Poster Sun, Jun 7, 2026 • 10:45 AM – 12:45 PM PDT ExHall F 406

SRA 2: Variational Autoencoder Self-Representation Alignment for Efficient Diffusion Training

Mengmeng Wang ⋅ Dengyang Jiang ⋅ Liuzhuozheng Li ⋅ Yucheng Lin ⋅ Guojiang Shen ⋅ Xiangjie Kong ⋅ Yong Liu ⋅ Guang Dai ⋅ Jingdong Wang

Paper PDF

Abstract

Denoising-based diffusion transformers, despite their strong generation performance, suffer from inefficient training convergence. Existing methods addressing this issue, such as REPA (relying on external representation encoders) or SRA (requiring dual-model setups), inevitably incur heavy computational overhead during training due to external dependencies. To tackle these challenges, this paper proposes VAE-REPA, a lightweight intrinsic guidance framework for efficient diffusion training.
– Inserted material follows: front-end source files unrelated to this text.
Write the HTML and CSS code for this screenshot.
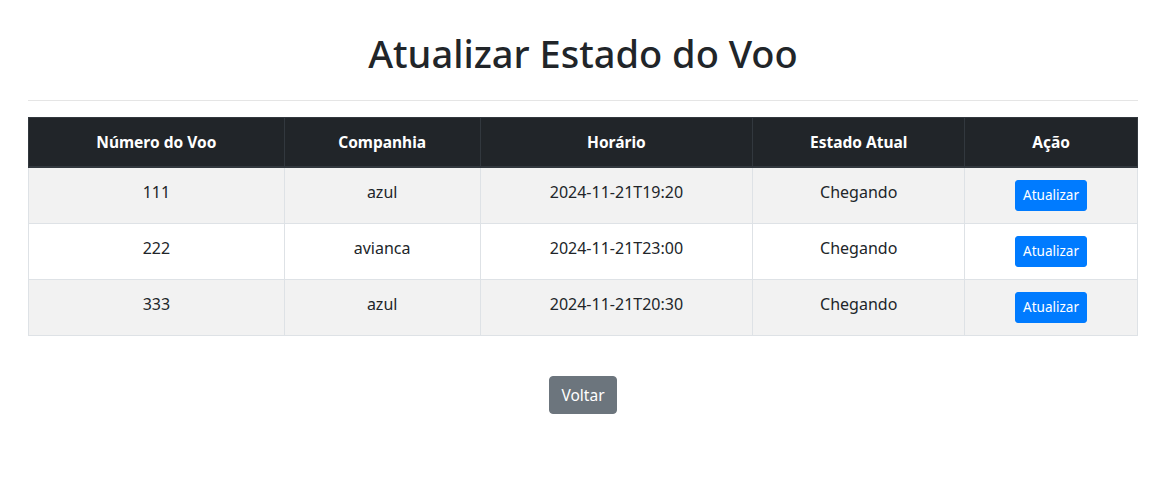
FILE: index.html
```html
<!DOCTYPE html>
<html lang="pt-BR">
<head>
<meta charset="utf-8">
<title>Atualizar Estado do Voo</title>
<link rel="stylesheet" href="styles.css">
</head>
<body>
<div class="container">
  <h1 class="title">Atualizar Estado do Voo</h1>
  <hr class="divider">
  <table class="flights">
    <thead>
      <tr>
        <th class="c1">Número do Voo</th>
        <th class="c2">Companhia</th>
        <th class="c3">Horário</th>
        <th class="c4">Estado Atual</th>
        <th class="c5">Ação</th>
      </tr>
    </thead>
    <tbody>
      <tr class="odd">
        <td>111</td><td>azul</td><td>2024-11-21T19:20</td><td>Chegando</td>
        <td><button class="btn btn-primary btn-sm">Atualizar</button></td>
      </tr>
      <tr>
        <td>222</td><td>avianca</td><td>2024-11-21T23:00</td><td>Chegando</td>
        <td><button class="btn btn-primary btn-sm">Atualizar</button></td>
      </tr>
      <tr class="odd">
        <td>333</td><td>azul</td><td>2024-11-21T20:30</td><td>Chegando</td>
        <td><button class="btn btn-primary btn-sm">Atualizar</button></td>
      </tr>
    </tbody>
  </table>
  <div class="actions">
    <button class="btn btn-secondary">Voltar</button>
  </div>
</div>
</body>
</html>
```

FILE: styles.css
```css
* { box-sizing: border-box; }
html, body { margin: 0; padding: 0; }
body {
  font-family: "Noto Sans", "Open Sans", sans-serif;
  font-size: 16px;
  line-height: 1.5;
  color: #212529;
  background: #fff;
}
.container {
  width: 1110px;
  margin: 0 auto;
  padding-top: 29px;
  position: relative;
  left: -1px;
}
.title {
  margin: 0;
  padding-bottom: 8px;
  font-size: 38px;
  font-weight: 500;
  line-height: 48px;
  text-align: center;
}
.divider {
  margin: 15px 0 16px;
  border: 0;
  border-top: 1px solid rgba(0,0,0,.1);
}
.flights {
  width: 100%;
  border-collapse: collapse;
}
.flights th, .flights td {
  padding: 12px;
  border: 1px solid #dee2e6;
  text-align: center;
  vertical-align: top;
  line-height: 24px;
}
.flights thead th {
  background: #212529;
  color: #fff;
  font-weight: 700;
  font-size: 15.5px;
  border-color: #32383e;
  border-bottom: 2px solid #32383e;
}
.flights tbody tr.odd td { background: #f2f2f2; }
.c1 { width: 256px; }
.c2 { width: 196px; }
.c3 { width: 273px; }
.c4 { width: 212px; }
.c5 { width: 173px; }
.btn {
  display: inline-block;
  font-family: inherit;
  border: 1px solid transparent;
  border-radius: 4px;
  color: #fff;
  cursor: pointer;
}
.btn-sm {
  font-size: 13.5px;
  line-height: 21px;
  padding: 4px 7px;
  border-radius: 3px;
}
.btn-primary { background: #007bff; border-color: #007bff; }
.btn-secondary {
  background: #6c757d;
  border-color: #6c757d;
  font-size: 15.5px;
  line-height: 24px;
  padding: 6px 11px;
}
.actions {
  text-align: center;
  padding-top: 40px;
}
```
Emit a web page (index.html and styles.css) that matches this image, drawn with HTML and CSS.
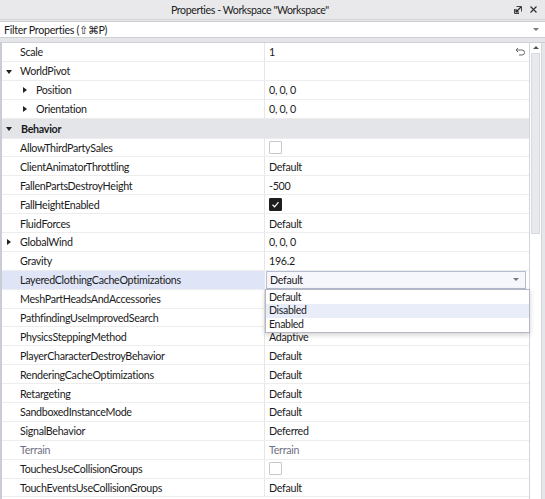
FILE: index.html
```html
<!DOCTYPE html>
<html lang="en">
<head>
    <meta charset="UTF-8">
    <title>Properties - Workspace</title>
    <link rel="stylesheet" href="styles.css">
</head>
<body>
    <div class="panel">
        <div class="titlebar">
            <span class="title">Properties - Workspace "Workspace"</span>
            <span class="title-icons">
                <svg width="10" height="10" viewBox="0 0 10 10">
                    <path d="M3.5 1.5 H8.5 V6.5" fill="none" stroke="#444" stroke-width="1"/>
                    <path d="M1.5 4 V8.5 H6" fill="none" stroke="#444" stroke-width="1"/>
                    <path d="M8 2 L3 7 M3 4 V7 H6" fill="none" stroke="#222" stroke-width="1.2"/>
                </svg>
                <svg width="9" height="9" viewBox="0 0 9 9">
                    <path d="M1.5 1.5 L7.5 7.5 M7.5 1.5 L1.5 7.5" stroke="#333" stroke-width="1.2"/>
                </svg>
            </span>
        </div>

        <div class="filter">
            <span>Filter Properties (⇧⌘P)</span>
            <span class="caret"></span>
        </div>

        <div class="body">
            <div class="rows">
                <div class="row">
                    <div class="name">Scale</div>
                    <div class="value">1
                        <svg class="revert" width="11" height="9" viewBox="0 0 11 9">
                            <path d="M3 1 L1 3 L3 5 M1 3 H7 A2.5 2.5 0 0 1 7 8 H4" fill="none" stroke="#666" stroke-width="1"/>
                        </svg>
                    </div>
                </div>
                <div class="row">
                    <div class="name"><span class="arrow down"></span>WorldPivot</div>
                    <div class="value"></div>
                </div>
                <div class="row">
                    <div class="name sub"><span class="arrow right"></span>Position</div>
                    <div class="value">0, 0, 0</div>
                </div>
                <div class="row">
                    <div class="name sub"><span class="arrow right"></span>Orientation</div>
                    <div class="value">0, 0, 0</div>
                </div>
                <div class="row group">
                    <div class="name"><span class="arrow down"></span>Behavior</div>
                </div>
                <div class="row">
                    <div class="name">AllowThirdPartySales</div>
                    <div class="value"><span class="check"></span></div>
                </div>
                <div class="row">
                    <div class="name">ClientAnimatorThrottling</div>
                    <div class="value">Default</div>
                </div>
                <div class="row">
                    <div class="name">FallenPartsDestroyHeight</div>
                    <div class="value">-500</div>
                </div>
                <div class="row">
                    <div class="name">FallHeightEnabled</div>
                    <div class="value">
                        <span class="check on">
                            <svg width="9" height="9" viewBox="0 0 9 9">
                                <path d="M1.5 4.8 L3.6 6.8 L7.5 2.2" fill="none" stroke="#fff" stroke-width="1.2"/>
                            </svg>
                        </span>
                    </div>
                </div>
                <div class="row">
                    <div class="name">FluidForces</div>
                    <div class="value">Default</div>
                </div>
                <div class="row">
                    <div class="name"><span class="arrow right"></span>GlobalWind</div>
                    <div class="value">0, 0, 0</div>
                </div>
                <div class="row">
                    <div class="name">Gravity</div>
                    <div class="value">196.2</div>
                </div>
                <div class="row selected">
                    <div class="name">LayeredClothingCacheOptimizations</div>
                    <div class="value">
                        <div class="select">Default<span class="caret"></span></div>
                        <ul class="menu">
                            <li>Default</li>
                            <li class="hover">Disabled</li>
                            <li>Enabled</li>
                        </ul>
                    </div>
                </div>
                <!-- values of the next two rows sit under the open menu -->
                <div class="row">
                    <div class="name">MeshPartHeadsAndAccessories</div>
                    <div class="value"></div>
                </div>
                <div class="row">
                    <div class="name">PathfindingUseImprovedSearch</div>
                    <div class="value"></div>
                </div>
                <div class="row">
                    <div class="name">PhysicsSteppingMethod</div>
                    <div class="value">Adaptive</div>
                </div>
                <div class="row">
                    <div class="name">PlayerCharacterDestroyBehavior</div>
                    <div class="value">Default</div>
                </div>
                <div class="row">
                    <div class="name">RenderingCacheOptimizations</div>
                    <div class="value">Default</div>
                </div>
                <div class="row">
                    <div class="name">Retargeting</div>
                    <div class="value">Default</div>
                </div>
                <div class="row">
                    <div class="name">SandboxedInstanceMode</div>
                    <div class="value">Default</div>
                </div>
                <div class="row">
                    <div class="name">SignalBehavior</div>
                    <div class="value">Deferred</div>
                </div>
                <div class="row readonly">
                    <div class="name">Terrain</div>
                    <div class="value">Terrain</div>
                </div>
                <div class="row">
                    <div class="name">TouchesUseCollisionGroups</div>
                    <div class="value"><span class="check"></span></div>
                </div>
                <div class="row">
                    <div class="name">TouchEventsUseCollisionGroups</div>
                    <div class="value">Default</div>
                </div>
            </div>

            <div class="scrollbar">
                <div class="scroll-up"></div>
                <div class="thumb"></div>
            </div>
        </div>
    </div>
</body>
</html>
```

FILE: styles.css
```css
* {
    margin: 0;
    padding: 0;
    box-sizing: border-box;
}

body {
    font-family: 'Lato', 'Noto Sans', sans-serif;
    font-size: 10.7px;
    letter-spacing: -0.3px;
    color: #1b1b1b;
    background: #fff;
}

.panel {
    width: 545px;
    height: 499px;
    background: #e5e6e9;
    overflow: hidden;
    display: flex;
    flex-direction: column;
}

/* window title */
.titlebar {
    height: 20px;
    display: flex;
    align-items: center;
    background: #e9e9eb;
    border-bottom: 1px solid #d6d6d8;
}

.title {
    flex: 1;
    padding-left: 171px;
    font-size: 10.6px;
    letter-spacing: -0.4px;
    color: #222;
}

.title-icons {
    display: flex;
    align-items: center;
    gap: 6px;
    padding-right: 7px;
}

/* filter box */
.filter {
    height: 17px;
    margin-top: 1px;
    background: #fff;
    border-top: 1px solid #cfcfd1;
    border-bottom: 1px solid #cfcfd1;
    display: flex;
    align-items: center;
    justify-content: space-between;
    padding: 0 6px 0 4px;
}

.caret {
    width: 0;
    height: 0;
    border-left: 3px solid transparent;
    border-right: 3px solid transparent;
    border-top: 3px solid #777;
}

/* property grid */
.body {
    flex: 1;
    margin-top: 4px;
    display: flex;
    border-left: 2px solid #c9ccd4;
    border-top: 1px solid #cfd1d6;
    min-height: 0;
}

.rows {
    width: 528px;
    background: #fff;
    border-right: 1px solid #d3d5da;
}

.row {
    display: flex;
    height: 18.9px;
    border-bottom: 1px solid #ededee;
}

.name {
    width: 263px;
    flex-shrink: 0;
    display: flex;
    align-items: center;
    padding-left: 18px;
    border-right: 1px solid #e6e6e8;
    position: relative;
}

.name.sub {
    padding-left: 34px;
}

.value {
    flex: 1;
    display: flex;
    align-items: center;
    padding-left: 4px;
    position: relative;
}

.revert {
    margin-left: auto;
    margin-right: 3px;
}

.arrow {
    position: absolute;
    width: 0;
    height: 0;
}

.arrow.down {
    left: 4px;
    top: 8px;
    border-left: 3px solid transparent;
    border-right: 3px solid transparent;
    border-top: 4px solid #222;
}

.arrow.right {
    left: 5px;
    top: 6px;
    border-top: 3px solid transparent;
    border-bottom: 3px solid transparent;
    border-left: 4px solid #222;
}

.name.sub .arrow.right {
    left: 21px;
}

.row.group {
    height: 20px;
    background: #e4e5e9;
    font-weight: bold;
}

.row.group .name {
    border-right: none;
    padding-left: 19px;
}

.row.readonly {
    color: #6e6f82;
}

.check {
    width: 13px;
    height: 13px;
    border: 1px solid #c8c8cc;
    border-radius: 1px;
    background: #fff;
    display: flex;
    align-items: center;
    justify-content: center;
}

.check.on {
    background: #1e1e1e;
    border-color: #1e1e1e;
}

/* selected row with open enum editor */
.row.selected .name {
    background: #dfe5f7;
}

.select {
    width: 100%;
    height: 18px;
    margin-left: -3px;
    padding-left: 3px;
    padding-right: 6px;
    border: 1px solid #b7bdd1;
    background: #f6f7fc;
    display: flex;
    align-items: center;
    justify-content: space-between;
}

.menu {
    list-style: none;
    position: absolute;
    left: 0;
    top: 18px;
    width: 265px;
    background: #fff;
    border: 1px solid #b5b8c4;
    box-shadow: 0 2px 5px rgba(0, 0, 0, 0.18);
    padding: 1px 0;
    z-index: 2;
}

.menu li {
    height: 13.5px;
    line-height: 13.5px;
    padding-left: 3px;
    font-size: 10.5px;
}

.menu li.hover {
    background: #e9edf9;
}

/* scrollbar */
.scrollbar {
    width: 12px;
    background: #fff;
    border-right: 1px solid #d3d5da;
    display: flex;
    flex-direction: column;
}

.scroll-up {
    height: 10px;
    position: relative;
}

.scroll-up::after {
    content: "";
    position: absolute;
    left: 3px;
    top: 3px;
    border-left: 3px solid transparent;
    border-right: 3px solid transparent;
    border-bottom: 3px solid #555;
}

.thumb {
    height: 181px;
    margin: 0 1px;
    background: #e8e9ec;
    border: 1px solid #d9dadf;
}
```
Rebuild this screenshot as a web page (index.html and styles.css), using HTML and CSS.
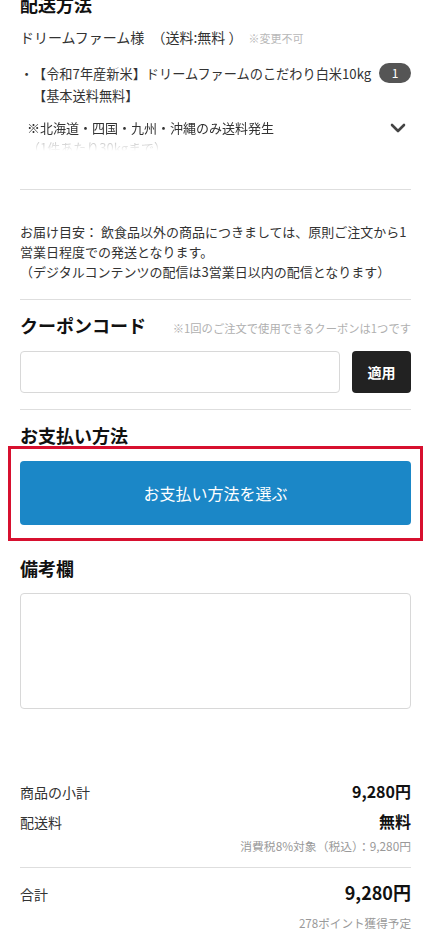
FILE: index.html
```html
<!DOCTYPE html>
<html lang="ja">
<head>
<meta charset="utf-8">
<title>ご注文手続き</title>
<link rel="stylesheet" href="styles.css">
</head>
<body>
<main class="page">
  <section class="shipping">
    <h2 class="sec-title">配送方法</h2>
    <p class="shop">ドリームファーム様 <span class="shop-fee">（送料:無料 ）</span><span class="shop-note">※変更不可</span></p>
    <div class="item">
      <span class="item-bullet">・</span>
      <p class="item-name">【令和7年産新米】ドリームファームのこだわり白米10kg<br>【基本送料無料】</p>
      <span class="item-qty">1</span>
    </div>
    <div class="note-row">
      <div class="note-body">
        <p class="note-line">※北海道・四国・九州・沖縄のみ送料発生</p>
        <p class="note-line">（1件あたり30kgまで）</p>
      </div>
      <svg class="chevron" width="16" height="10" viewBox="0 0 16 10"><polyline points="2,2 8,8 14,2" fill="none" stroke="#444" stroke-width="2.6" stroke-linecap="round" stroke-linejoin="round"/></svg>
    </div>
  </section>

  <hr class="divider gap-38">

  <p class="delivery">お届け目安： 飲食品以外の商品につきましては、原則ご注文から1<br>営業日程度での発送となります。<br>（デジタルコンテンツの配信は3営業日以内の配信となります）</p>

  <hr class="divider gap-17">

  <section class="coupon">
    <div class="coupon-head">
      <h2 class="sec-title">クーポンコード</h2>
      <span class="coupon-note">※1回のご注文で使用できるクーポンは1つです</span>
    </div>
    <div class="coupon-row">
      <input class="coupon-input" type="text" aria-label="クーポンコード">
      <button class="coupon-btn" type="button">適用</button>
    </div>
  </section>

  <hr class="divider gap-16">

  <section class="payment">
    <h2 class="sec-title">お支払い方法</h2>
    <div class="highlight">
      <button class="pay-btn" type="button">お支払い方法を選ぶ</button>
    </div>
  </section>

  <section class="remarks">
    <h2 class="sec-title">備考欄</h2>
    <textarea class="remarks-box" aria-label="備考欄"></textarea>
  </section>

  <section class="totals">
    <div class="total-row"><span class="t-label">商品の小計</span><span class="t-value">9,280円</span></div>
    <div class="total-row"><span class="t-label">配送料</span><span class="t-value">無料</span></div>
    <p class="tax-note">消費税8%対象（税込）：9,280円</p>
    <hr class="divider gap-12">
    <div class="total-row grand"><span class="t-label">合計</span><span class="t-value">9,280円</span></div>
    <p class="points">278ポイント獲得予定</p>
  </section>
</main>
</body>
</html>
```

FILE: styles.css
```css
* { box-sizing: border-box; }

body {
  margin: 0;
  background: #fff;
  color: #333;
  font-family: "Noto Sans CJK JP", "Noto Sans", sans-serif;
}

.page {
  margin-top: -8px;
  padding: 0 19px 0 20px;
}

p { margin: 0; }

.sec-title {
  margin: 0;
  font-size: 18px;
  line-height: 24px;
  font-weight: 700;
  color: #111;
}

/* shipping */
.shop {
  margin-top: 11px;
  font-size: 14px;
  line-height: 20px;
  color: #333;
}
.shop-fee { margin-left: 4px; }
.shop-note {
  margin-left: 6px;
  font-size: 11px;
  color: #b8b8b8;
}

.item {
  margin-top: 15px;
  display: flex;
  align-items: flex-start;
  font-size: 13.2px;
  line-height: 22px;
}
.item-bullet {
  flex: none;
  width: 13px;
  display: flex;
  justify-content: center;
  white-space: nowrap;
}
.item-name {
  flex: 1;
  min-width: 0;
}
.item-qty {
  flex: none;
  width: 32px;
  height: 20px;
  border-radius: 10px;
  background: #555;
  color: #fff;
  font-size: 12px;
  line-height: 20px;
  text-align: center;
}

.note-row {
  margin-top: 11px;
  display: flex;
  align-items: flex-start;
  justify-content: space-between;
}
.note-body {
  height: 33px;
  overflow: hidden;
  padding-left: 7px;
  -webkit-mask-image: linear-gradient(to bottom, #000 55%, rgba(0,0,0,0.25) 75%, rgba(0,0,0,0) 100%);
  mask-image: linear-gradient(to bottom, #000 55%, rgba(0,0,0,0.25) 75%, rgba(0,0,0,0) 100%);
}
.note-line {
  font-size: 13px;
  line-height: 20px;
  color: #333;
}
.chevron {
  flex: none;
  margin-top: 5px;
  margin-right: 5px;
}

/* dividers */
.divider {
  margin: 0;
  border: 0;
  height: 1px;
  background: #dedede;
}
.gap-38 { margin-top: 38px; }
.gap-17 { margin-top: 17px; }
.gap-16 { margin-top: 16px; }
.gap-12 { margin-top: 12px; }

/* delivery */
.delivery {
  margin-top: 32px;
  font-size: 13px;
  line-height: 20px;
  color: #333;
}

/* coupon */
.coupon-head {
  margin-top: 13px;
  display: flex;
  align-items: baseline;
  justify-content: space-between;
}
.coupon-note {
  font-size: 11.3px;
  color: #b0b0b0;
  white-space: nowrap;
}
.coupon-row {
  margin-top: 14px;
  display: flex;
  gap: 12px;
}
.coupon-input {
  flex: 1;
  min-width: 0;
  height: 42px;
  border: 1.5px solid #d8d8d8;
  border-radius: 4px;
  background: #fff;
  font: inherit;
}
.coupon-btn {
  flex: none;
  width: 59px;
  height: 42px;
  border: 0;
  border-radius: 4px;
  background: #222;
  color: #fff;
  font-family: inherit;
  font-size: 14px;
  font-weight: 700;
}

/* payment */
.payment .sec-title { margin-top: 13px; }
.highlight {
  margin: -1px -12px 0 -12px;
  padding: 12px 9px 13px 9px;
  border: 3px solid #d7102f;
}
.pay-btn {
  display: block;
  width: 100%;
  height: 64px;
  border: 0;
  border-radius: 4px;
  background: #1b87c7;
  color: #fff;
  font-family: inherit;
  font-size: 16px;
}

/* remarks */
.remarks .sec-title { margin-top: 15px; }
.remarks-box {
  display: block;
  width: 100%;
  height: 116px;
  margin-top: 13px;
  border: 1.5px solid #d8d8d8;
  border-radius: 4px;
  resize: none;
  font: inherit;
}

/* totals */
.totals { margin-top: 68px; }
.total-row {
  display: flex;
  align-items: baseline;
  justify-content: space-between;
  line-height: 29px;
}
.t-label {
  font-size: 14px;
  color: #333;
}
.t-value {
  font-size: 16px;
  font-weight: 700;
  color: #111;
}
.tax-note {
  font-size: 11.8px;
  line-height: 18px;
  color: #999;
  text-align: right;
}
.grand {
  margin-top: 9px;
  line-height: 30px;
}
.grand .t-value { font-size: 18px; }
.points {
  margin-top: 5px;
  font-size: 11.6px;
  line-height: 18px;
  color: #999;
  text-align: right;
}
```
VAE-REPA leverages off-the-shelf pre-trained Variational Autoencoder (VAE) features: their reconstruction property ensures inherent encoding of visual priors like rich texture details, structural patterns, and basic semantic information. Specifically, VAE-REPA aligns the intermediate latent features of diffusion transformers with VAE features via a lightweight projection layer, supervised by a feature alignment loss. This design accelerates training without extra representation encoders or dual-model maintenance, resulting in a simple yet effective pipeline. Extensive experiments demonstrate that VAE-REPA improves both generation quality and training convergence speed compared to vanilla diffusion transformers, matches or outperforms state-of-the-art acceleration methods, and incurs merely 4% extra GFLOPs with zero additional cost for external guidance models.